Vittorio cammina per la strada fumando la quarta sigaretta della serata, una serata incominciata da poco. Le luci delle insegne luminose si riflettono sul manto stradale bagnato, vergandolo di bianco, rosso, verde. La sigaretta finisce, il tempo di spegnerla, e già la mano corre alla tasca del soprabito, dove un'altra dose di veleno sta per essere presa, accesa e inalata dai polmoni. Veleno chimico che si mescola al veleno della vita.
Ma Vittorio non è solo, vi sono presenze, fantasmi che dialogano attraverso strumenti musicali, accompagnandolo nel suo peregrinare. Ed è un peregrinare senza meta, solitario insieme alla sua Marlboro. Il suono dei suoi passi riecheggia in un vicolo buio, con la mano tasta la parete, le dita si muovono come quelle di un giovane pianista, la sigaretta che ha in bocca è calda come la tromba di un anziano triestino. I pensieri incominciano ad accavallarsi nella mente di Vittorio, il lavoro che non va, una donna che non ha, una vita che sembra non andare nel verso giusto.
Intanto i fantasmi alle sue spalle dialogano facendo da sfondo ai fantasmi della sua anima, il suono caldo e profondo di un sassofono si avvolge intorno a quello di una tromba che risuona potente e vellutata, un basso e una batteria disegnano il ritmo: solide gambe di una melodia che altrimenti sarebbe così volatile e sfuggente da rimanere troppo astratta.
Vittorio arriva al ponte sopra il fiume, un corso d'acqua nero che scorre lento e placido, come i fantasmi del suo passato che lo inseguono, come il ricordo degli occhi di "Lulu", quegli occhi tanto amati che esprimevano amore, ma per un'altra persona. La serata avanza, i volti delle persone incrociate per strada entrano nell'occhio, ma non si fermano nel cervello, troppo impegnato a sguazzare nel flusso viscoso di pensieri senza continuità logica. Felicità, tristezza, spensieratezza e malinconia, i ricordi si accavallano gli uni agli altri, amalgamandosi con finti aneddoti più o meno verosimili, sospesi tra l'improbabile ed il fantastico: giochetti della mente per l'evasione dalla pesantezza del vivere.
Tutto ciò mentre i fantasmi continuano ad amoreggiare con i loro strumenti, creando un suono notturno, caldo, vitale e melanconico, una musica che emerge dal nero della notte, tratteggiandone nuove sfumature, nuovi colori, grazie alle pennellate di Paul Motian, che armato di bacchette dipinge la tela in modo eccezionale, seguendo e delineando in modo perfetto il mood del momento.

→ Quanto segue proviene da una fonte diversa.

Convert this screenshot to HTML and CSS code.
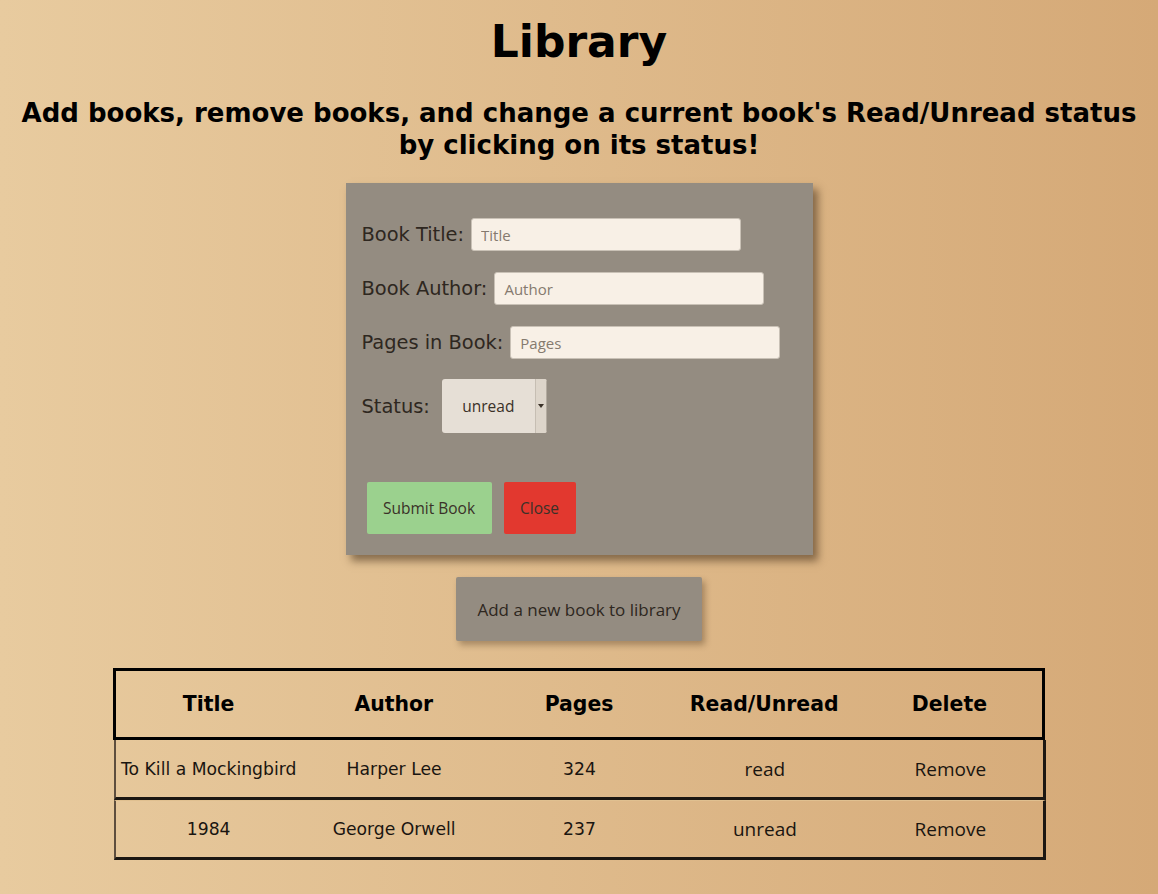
FILE: index.html
```html
<!DOCTYPE html>
<html lang="en">
<head>
<meta charset="utf-8">
<title>Library</title>
<link rel="stylesheet" href="styles.css">
</head>
<body>
<h1 class="title">Library</h1>
<h2 class="subtitle">Add books, remove books, and change a current book's Read/Unread status by clicking on its status!</h2>

<form class="card">
  <div class="field">
    <label class="label" for="t">Book Title:</label>
    <input class="input" id="t" type="text" placeholder="Title">
  </div>
  <div class="field">
    <label class="label" for="a">Book Author:</label>
    <input class="input" id="a" type="text" placeholder="Author">
  </div>
  <div class="field">
    <label class="label" for="p">Pages in Book:</label>
    <input class="input" id="p" type="text" placeholder="Pages">
  </div>
  <div class="field status-field">
    <label class="label" for="s">Status:</label>
    <div class="select">
      <span class="select-value">unread</span>
      <span class="select-arrow"><svg width="6" height="4" viewBox="0 0 6 4"><path d="M0 0h6L3 4z" fill="#3a3128"/></svg></span>
    </div>
  </div>
  <div class="actions">
    <button type="button" class="btn btn-submit">Submit Book</button>
    <button type="button" class="btn btn-close">Close</button>
  </div>
</form>

<div class="add-wrap"><button type="button" class="add-btn">Add a new book to library</button></div>

<div class="table">
  <div class="thead">
    <div>Title</div><div>Author</div><div>Pages</div><div>Read/Unread</div><div>Delete</div>
  </div>
  <div class="trow">
    <div>To Kill a Mockingbird</div><div>Harper Lee</div><div>324</div><div class="ui">read</div><div class="ui">Remove</div>
  </div>
  <div class="trow">
    <div>1984</div><div>George Orwell</div><div>237</div><div class="ui">unread</div><div class="ui">Remove</div>
  </div>
</div>
</body>
</html>
```

FILE: styles.css
```css
html { min-height: 100%; }
body {
  margin: 0;
  min-height: 894px;
  background: linear-gradient(to right, #e8cb9f, #d5a977);
  font-family: "DejaVu Sans", sans-serif;
  color: #000;
  overflow: hidden;
}
.title {
  margin: 16px 0 0;
  font-size: 44px;
  line-height: 51px;
  text-align: center;
  font-weight: bold;
}
.subtitle {
  margin: 30px 8px 22px;
  font-size: 26px;
  line-height: 32px;
  text-align: center;
  font-weight: bold;
}
.card {
  width: 467px;
  height: 372px;
  box-sizing: border-box;
  margin: 0 auto;
  background: #948c81;
  padding: 35px 16px 0;
  box-shadow: 5px 6px 8px rgba(60, 40, 20, 0.55);
  display: flex;
  flex-direction: column;
}
.field {
  display: flex;
  align-items: center;
  height: 33px;
  margin-bottom: 21px;
}
.label {
  font-size: 19.4px;
  color: #2e2720;
  margin-right: 7px;
}
.input {
  width: 270px;
  height: 33px;
  box-sizing: border-box;
  border: 1px solid #c9c1b6;
  border-radius: 3px;
  background: #f8f0e6;
  padding: 0 9px;
  font-family: "Open Sans", sans-serif;
  font-size: 15px;
  color: #3a3128;
}
.input::placeholder { color: #857a6e; }
.status-field { height: 54px; margin-top: -1px; margin-bottom: 0; }
.status-field .label { margin-right: 12px; }
.select {
  width: 105px;
  height: 54px;
  display: flex;
  border-radius: 3px;
  background: #e6dfd6;
  overflow: hidden;
}
.select-value {
  flex: 1;
  display: flex;
  align-items: center;
  justify-content: center;
  font-family: "Open Sans", sans-serif;
  font-size: 15.5px;
  color: #3a3128;
}
.select-arrow {
  width: 10px;
  display: flex;
  align-items: center;
  justify-content: center;
  background: #ddd5ca;
  border-left: 1px solid #c6beb3;
  border-right: 1px solid #b3ab9f;
}
.actions {
  display: flex;
  gap: 12px;
  margin-top: 49px;
  padding-left: 5px;
}
.btn {
  height: 52px;
  border: none;
  border-radius: 2px;
  font-family: "Open Sans", sans-serif;
  font-size: 15.5px;
  color: #3a3128;
  padding: 0;
}
.btn-submit { width: 125px; background: #9bd18e; }
.btn-close { width: 72px; background: #e2382f; }
.add-wrap {
  display: flex;
  justify-content: center;
  margin-top: 22px;
}
.add-btn {
  width: 246px;
  height: 64px;
  border: none;
  border-radius: 2px;
  background: #948c81;
  font-family: "Open Sans", sans-serif;
  font-size: 17px;
  color: #2e2720;
  box-shadow: 3px 4px 6px rgba(60, 40, 20, 0.35);
  padding: 0;
}
.table {
  width: 932px;
  margin: 27px auto 0;
}
.thead, .trow {
  display: grid;
  grid-template-columns: repeat(5, 1fr);
  align-items: center;
  text-align: center;
  box-sizing: border-box;
}
.thead {
  height: 72px;
  border: 3px solid #000;
  font-weight: bold;
  font-size: 20.4px;
}
.trow {
  height: 60px;
  margin-left: 1px;
  margin-right: -1px;
  border-left: 2px solid #5e4e3e;
  border-right: 3px solid #1c1712;
  border-bottom: 3px solid #1c1712;
  font-size: 17.2px;
  color: #1a1510;
}
.trow + .trow { border-top: 1px solid #e0c090; }
.trow .ui {
  font-family: "Open Sans", sans-serif;
  font-size: 19px;
}
```
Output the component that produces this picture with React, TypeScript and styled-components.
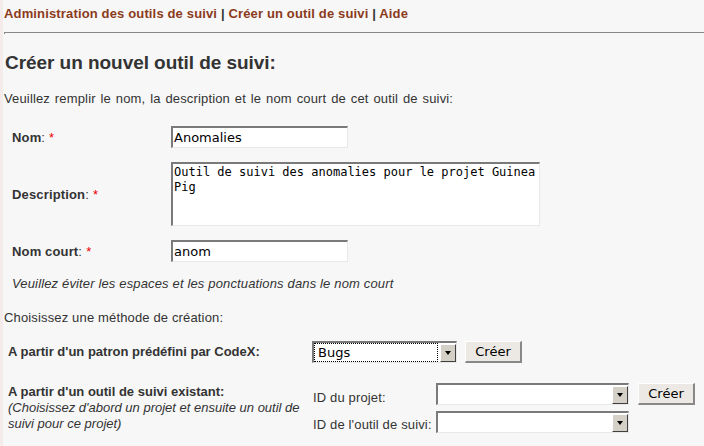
import React from "react";
import styled, { createGlobalStyle } from "styled-components";

const Global = createGlobalStyle`
  html, body { margin: 0; padding: 0; background: #f7f7f7; }
  body { font-family: "Liberation Sans", Arial, sans-serif; color: #333; letter-spacing: 0.15px; }
`;

const Page = styled.div`
  width: 704px;
  height: 446px;
  overflow: hidden;
  box-sizing: border-box;
  border-left: 3px solid #f5ebeb;
  padding: 4px 0 0 1px;
`;

const Nav = styled.div`
  font-size: 13px;
  font-weight: bold;
  color: #333;
  height: 20px;
  line-height: 20px;
`;

const NavLink = styled.a`
  color: #8b3b1c;
  text-decoration: none;
`;

const Rule = styled.hr`
  margin: 8px 0 0 0;
  border: 0;
  border-top: 1px solid #888;
  border-left: 1px solid #888;
  height: 1px;
`;

const Title = styled.h2`
  margin: 18px 0 0 1px;
  font-size: 19px;
  font-weight: bold;
  color: #333;
  line-height: 22px;
  letter-spacing: -0.05px;
`;

const Para = styled.p<{ $top: number; $wide?: boolean }>`
  margin: ${(p) => p.$top}px 0 0 0;
  font-size: 13px;
  line-height: 16px;
  color: #333;
  word-spacing: ${(p) => (p.$wide ? "1.1px" : "0")};
`;

const FormGrid = styled.div`
  display: grid;
  grid-template-columns: 159px auto;
  margin: 19px 0 0 8px;
  row-gap: 14px;
  align-items: center;
`;

const Label = styled.div`
  font-size: 13px;
  font-weight: bold;
  color: #333;
`;

const Req = styled.span`
  color: #e00;
  font-weight: normal;
  margin-left: 4px;
`;

const Colon = styled.span`
  font-weight: normal;
`;

const inset = `
  box-sizing: border-box;
  background: #fff;
  border-top: 2px solid #7a7a7a;
  border-left: 2px solid #7a7a7a;
  border-right: 1px solid #e8e8e8;
  border-bottom: 1px solid #e8e8e8;
  letter-spacing: 0;
`;

const TextBox = styled.div`
  ${inset}
  width: 177px;
  height: 22px;
  padding: 1px 0 0 1px;
  font-family: "DejaVu Sans", sans-serif;
  font-size: 13px;
  line-height: 17px;
  color: #000;
`;

const TextArea = styled.div`
  ${inset}
  width: 369px;
  height: 64px;
  padding: 1px 0 0 1px;
  font-family: "DejaVu Sans Mono", monospace;
  font-size: 12px;
  line-height: 15px;
  color: #000;
`;

const Note = styled.div`
  margin: 14px 0 0 8px;
  font-size: 13px;
  font-style: italic;
  color: #333;
`;

const MethodGrid = styled.div`
  display: grid;
  grid-template-columns: 304px auto;
  margin: 15px 0 0 4px;
  row-gap: 20px;
  align-items: center;
`;

const MethodLabel = styled.div`
  font-size: 13px;
  line-height: 16px;
  color: #333;
  letter-spacing: 0;
  b { font-weight: bold; }
  i { font-style: italic; }
`;

const Row = styled.div<{ $gap: number }>`
  display: flex;
  align-items: flex-start;
  gap: ${(p) => p.$gap}px;
`;

const SelectBox = styled.div<{ $w: number }>`
  ${inset}
  width: ${(p) => p.$w}px;
  height: 22px;
  display: flex;
  align-items: stretch;
  font-family: "DejaVu Sans", sans-serif;
  font-size: 13px;
  color: #000;
`;

const SelectText = styled.div<{ $focus?: boolean }>`
  flex: 1;
  padding-left: 3px;
  line-height: 17px;
  border: 1px ${(p) => (p.$focus ? "dotted #000" : "solid transparent")};
`;

const Arrow = styled.div`
  box-sizing: border-box;
  width: 16px;
  margin: 1px 0 0 2px;
  background: #d4d0c8;
  border-top: 1px solid #fff;
  border-left: 1px solid #fff;
  border-right: 1px solid #404040;
  border-bottom: 1px solid #404040;
  display: flex;
  align-items: center;
  justify-content: center;
  &::after {
    content: "";
    border-left: 3px solid transparent;
    border-right: 3px solid transparent;
    border-top: 4px solid #000;
  }
`;

const Button = styled.div`
  box-sizing: border-box;
  width: 57px;
  height: 22px;
  background: #ece9e4;
  border-top: 1px solid #fff;
  border-left: 1px solid #fff;
  border-right: 2px solid #888;
  border-bottom: 2px solid #888;
  font-family: "DejaVu Sans", sans-serif;
  font-size: 13px;
  line-height: 19px;
  text-align: center;
  color: #000;
  letter-spacing: 0;
`;

const SubGrid = styled.div`
  display: grid;
  grid-template-columns: 124px auto;
  row-gap: 6px;
  align-items: center;
  font-size: 13px;
  color: #333;
`;

const SubLabel = styled.span<{ $pad: number }>`
  padding-top: ${(p) => p.$pad}px;
  padding-left: 1px;
`;

export default function App() {
  return (
    <Page>
      <Global />
      <Nav>
        <NavLink>Administration des outils de suivi</NavLink> | <NavLink>Créer un outil de suivi</NavLink> |{" "}
        <NavLink>Aide</NavLink>
      </Nav>
      <Rule />
      <Title>Créer un nouvel outil de suivi:</Title>
      <Para $top={17} $wide>
        Veuillez remplir le nom, la description et le nom court de cet outil de suivi:
      </Para>
      <FormGrid>
        <Label>
          Nom<Colon>:</Colon>
          <Req>*</Req>
        </Label>
        <TextBox>Anomalies</TextBox>
        <Label>
          Description<Colon>:</Colon>
          <Req>*</Req>
        </Label>
        <TextArea>
          Outil de suivi des anomalies pour le projet Guinea
          <br />
          Pig
        </TextArea>
        <Label>
          Nom court<Colon>:</Colon>
          <Req>*</Req>
        </Label>
        <TextBox>anom</TextBox>
      </FormGrid>
      <Note>Veuillez éviter les espaces et les ponctuations dans le nom court</Note>
      <Para $top={19}>Choisissez une méthode de création:</Para>
      <MethodGrid>
        <MethodLabel>
          <b>A partir d'un patron prédéfini par CodeX:</b>
        </MethodLabel>
        <Row $gap={8}>
          <SelectBox $w={145}>
            <SelectText $focus>Bugs</SelectText>
            <Arrow />
          </SelectBox>
          <Button>Créer</Button>
        </Row>
        <MethodLabel>
          <b>A partir d'un outil de suivi existant:</b>
          <br />
          <i>(Choisissez d'abord un projet et ensuite un outil de</i>
          <br />
          <i>suivi pour ce projet)</i>
        </MethodLabel>
        <Row $gap={9}>
          <SubGrid>
            <SubLabel $pad={6}>ID du projet:</SubLabel>
            <SelectBox $w={193}>
              <SelectText />
              <Arrow />
            </SelectBox>
            <SubLabel $pad={4}>ID de l'outil de suivi:</SubLabel>
            <SelectBox $w={193}>
              <SelectText />
              <Arrow />
            </SelectBox>
          </SubGrid>
          <Button>Créer</Button>
        </Row>
      </MethodGrid>
    </Page>
  );
}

La musica è così bella, seducente ed emotivamente carica che si rischia di caderci dentro, di affogare nel mare di note profuse dal piano di Bollani, di danzare con le nuvole insieme alla tromba di Rava, ora soffice e vellutata, ora in contorsione spasmodica, impegnata a dialogare con il sax tenore di Mark Turner ("Outsider"), con un buon Lanny Grenadier al contrabbasso a completare questo splendido quintetto.
La notte è ormai agli sgoccioli e il cielo incomincia a rischiararsi, le sigarette sono finite da un pezzo e i soldi per comprarne altre sono finiti da ancor prima, i ricordi del passato hanno terminato di giocare a palla con la sua mente. Guarda l'ora: le sei e mezza del mattino. Anche i fantasmi scompaiono, congedandosi con un ultimo soffio di tromba ed una carezza al piatto. Per loro sarebbe disdicevole farsi trovare nel mondo dei comuni mortali nelle ore diurne, ma torneranno ad accompagnare le notti di tutti i Vittorio che avranno il buon senno di ascoltarli, di lasciarsi prender la mano da loro e farsi accompagnare, nel grande oceano della propria vita interiore.